### [TASK BRIEF]
Find each line with the word "html" and copy it.

··········

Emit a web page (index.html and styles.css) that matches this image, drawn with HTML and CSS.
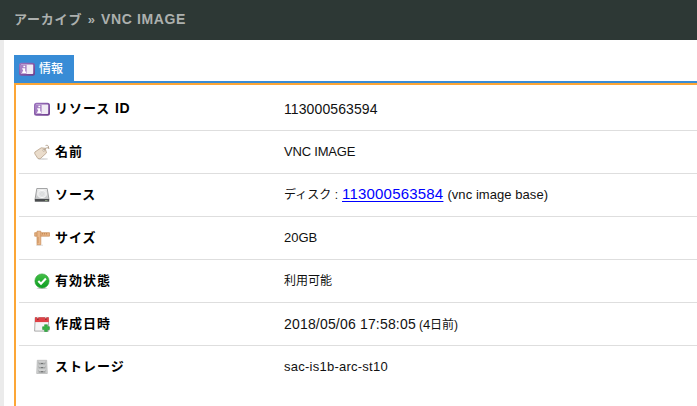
FILE: index.html
```
<!DOCTYPE html>
<html lang="ja">
<head>
<meta charset="utf-8">
<title>アーカイブ » VNC IMAGE</title>
<link rel="stylesheet" href="styles.css">
</head>
<body>
<svg class="defs" aria-hidden="true">
  <defs>
    <linearGradient id="purple" x2="1" y2="1"><stop stop-color="#9a70bd"/><stop offset="1" stop-color="#70408f"/></linearGradient>
    <linearGradient id="silver" x2="0" y2="1"><stop stop-color="#f1f1f1"/><stop offset="1" stop-color="#bfc0c1"/></linearGradient>
    <linearGradient id="green" x2="0" y2="1"><stop stop-color="#45bf47"/><stop offset="1" stop-color="#0b9d20"/></linearGradient>
    <symbol id="info" viewBox="0 0 16 16">
      <rect x=".9" y="2.6" width="14.2" height="11.2" rx="1.6" fill="#f1ebf5" stroke="url(#purple)" stroke-width="1.8"/>
      <rect x="2" y="3.8" width="5.6" height="8.8" fill="#a67fc4"/>
      <path d="M4.4 4.8h1.8v1.5H4.4zM3.2 7.2h3v3.4h1v1.3H3.2v-1.3h.9V8.5h-.9z" fill="#fff"/>
    </symbol>
  </defs>
</svg>
<header class="header"><h1>アーカイブ <span class="raquo">»</span> <span class="title-name">VNC IMAGE</span></h1></header>
<main class="main">
  <nav class="tabs"><div class="tab"><svg class="icon"><use href="#info"/></svg><span>情報</span></div></nav>
  <dl class="panel">
    <div class="row">
      <dt><svg class="icon"><use href="#info"/></svg><span>リソース <span class="id">ID</span></span></dt>
      <dd><span class="number">113000563594</span></dd>
    </div>
    <div class="row">
      <dt><svg class="icon" viewBox="0 0 16 16"><ellipse cx="9" cy="15" rx="5" ry=".9" fill="#ddd"/><path d="M.8 8.1 7.2 3.8l4 .5 1.3 4.6-6.4 5.9-2.3-.4L.8 9.8z" fill="#eadccb" stroke="#bda994" stroke-width=".9"/><circle cx="9.8" cy="6.3" r="1" fill="#fff" stroke="#a89580" stroke-width=".6"/><path d="M10 6.2c1-3.3 4.2-1.4 4.4-3.4.1-1.4-1.5-1.8-2.8-1.2M14.4 3l.5 2" fill="none" stroke="#b29f8a"/></svg><span>名前</span></dt>
      <dd><span class="upper">VNC IMAGE</span></dd>
    </div>
    <div class="row">
      <dt><svg class="icon" viewBox="0 0 16 16"><path d="M2.8 1.5h10.4l1.8 11H1z" fill="url(#silver)" stroke="#8e8f90" stroke-width=".8"/><ellipse cx="8" cy="7" rx="4.2" ry="3.5" fill="#e2e3e4" stroke="#fafafa"/><circle cx="8" cy="7" r="1.1" fill="#fff" stroke="#b9bbbd" stroke-width=".5"/><path d="M.8 12h14.4v2.7H.8z" fill="#4a4c4e"/><path d="M11 13h2.5v.8H11z" fill="#9eb58c"/></svg><span>ソース</span></dt>
      <dd><span class="disk">ディスク<span class="colon">:</span></span><a href="#">113000563584</a><span class="note">(vnc image base)</span></dd>
    </div>
    <div class="row">
      <dt><svg class="icon" viewBox="0 0 16 16"><path d="M2 15.2h7" stroke="#ddd"/><path d="M.7 2.7h14.8v3.5H.7z" fill="#e5b181" stroke="#c98d58" stroke-width=".7"/><path d="M3 1.2h3.8v13.5H3z" fill="#e9b789" stroke="#c88c57" stroke-width=".7"/><path d="M8.5 3v1.5m2-1.5v1.5m2-1.5v1.5M3.3 8H5m-1.7 2H5m-1.7 2H5" stroke="#b7773f" stroke-width=".6"/></svg><span>サイズ</span></dt>
      <dd><span class="size">20GB</span></dd>
    </div>
    <div class="row">
      <dt><svg class="icon" viewBox="0 0 16 16"><ellipse cx="8" cy="15.2" rx="5.5" ry=".8" fill="#ccc"/><circle cx="8" cy="8" r="7.1" fill="url(#green)" stroke="#259d31" stroke-width=".6"/><path d="m4.3 8 2.7 2.7 4.9-5.1" fill="none" stroke="#fff" stroke-width="2.1"/></svg><span>有効状態</span></dt>
      <dd><span>利用可能</span></dd>
    </div>
    <div class="row">
      <dt><svg class="icon" viewBox="0 0 16 16"><path d="M1.2 1.5h13.2l.4 13.6H.6z" fill="#f5f5f5" stroke="#999" stroke-width=".8"/><path d="M1 1.3h13.8v4.8H1z" fill="#df4146"/><path d="M3 3h1.7m6.3 0h1.7" stroke="#8e2529" stroke-width="1.6"/><path d="M3.8.4v2m8-2v2" stroke="#e9e9e9"/><path d="M10.6 8.7h2.8v2h2v2.8h-2v2h-2.8v-2h-2v-2.8h2z" fill="#38b344" stroke="#16862a" stroke-width=".5"/></svg><span>作成日時</span></dt>
      <dd><span class="date">2018/05/06 17:58:05</span><span class="ago">(<span class="four">4</span>日前)</span></dd>
    </div>
    <div class="row">
      <dt><svg class="icon" viewBox="0 0 16 16"><path d="M3.3 1.3h9.4l.6 13.2H2.7z" fill="#cfd0d0" stroke="#b3b4b4" stroke-width=".7"/><path d="M4.5 2.5h7v3h-7zm0 4.1h7v3h-7zm0 4.1h7v3h-7z" fill="#a2a4a4"/><path d="M5 3h6m-6 4.1h6m-6 4.1h6" stroke="#e6e6e6"/><path d="M7 4.5h2M7 8.6h2m-2 4.1h2" stroke="#707272"/></svg><span>ストレージ</span></dt>
      <dd><span class="storage">sac-is1b-arc-st10</span></dd>
    </div>
  </dl>
</main>
</body>
</html>
```
FILE: styles.css
```
* { box-sizing: border-box; }
html { height: 100%; overflow: hidden; }
body {
  display: flex;
  flex-direction: column;
  height: 100%;
  margin: 0;
  background: #fff;
  color: #111;
  font: 12px/18px "Liberation Sans", "Noto Sans CJK JP", sans-serif;
}
.defs { position: absolute; width: 0; height: 0; }
.header {
  flex: 0 0 40px;
  padding: 0 14px;
  background: #2d3835;
}
h1 {
  margin: 0;
  color: #acb0ae;
  font-size: 13px;
  font-weight: 700;
  line-height: 38px;
  letter-spacing: .8px;
  white-space: nowrap;
}
.raquo { margin: 0 1px; }
.title-name { font-size: 14px; letter-spacing: .6px; }
.main {
  flex: 1;
  display: flex;
  flex-direction: column;
  padding: 15px 0 0 10px;
  border-left: 4px solid #ebebeb;
  min-height: 0;
}
.tabs { flex: none; display: flex; border-bottom: 2px solid #388cd6; }
.tab {
  display: flex;
  align-items: center;
  width: 60px;
  height: 26px;
  padding: 2px 0 0 5px;
  gap: 4px;
  background: #388cd6;
  color: #fff;
  font-weight: 500;
}
.icon { flex: none; width: 16px; height: 16px; }
.panel {
  flex: 1;
  margin: 0;
  padding: 3px 0 0 3px;
  border: solid #fca636;
  border-width: 2px 0 0 2px;
}
.row { display: flex; align-items: center; height: 43px; border-bottom: 1px solid #dedede; }
.row:last-child { border-bottom: 0; height: 42px; }
dt {
  display: flex;
  align-items: center;
  gap: 5px;
  width: 250px;
  padding-left: 15px;
  color: #000;
  font-size: 13px;
  font-weight: 700;
  letter-spacing: 1px;
}
dt > span { margin-top: -1px; }
.id { font-size: 14px; letter-spacing: .6px; }
dd { display: flex; align-items: baseline; margin: 0 0 0 15px; white-space: nowrap; }
.number { font-size: 14px; letter-spacing: .1px; }
.upper { font-size: 13px; letter-spacing: -.2px; }
.colon { margin: 0 4px 0 3.5px; }
a { margin-top: -1px; color: #00f; font-size: 15px; letter-spacing: .2px; text-underline-offset: 2px; }
.note { margin-left: 4px; font-size: 13px; letter-spacing: .06px; }
.size { font-size: 13px; }
.date { font-size: 14px; letter-spacing: .18px; }
.storage { font-size: 13px; letter-spacing: .25px; }
.ago { margin-left: 3px; font-size: 12px; }
.four { font-size: 13px; }
```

··········

### [WRITTEN RESPONSE]
Emit a web page (index.html and styles.css) that matches this image, drawn with HTML and CSS.
FILE: index.html
<!DOCTYPE html>
<html lang="ja">
</html>
html { height: 100%; overflow: hidden; }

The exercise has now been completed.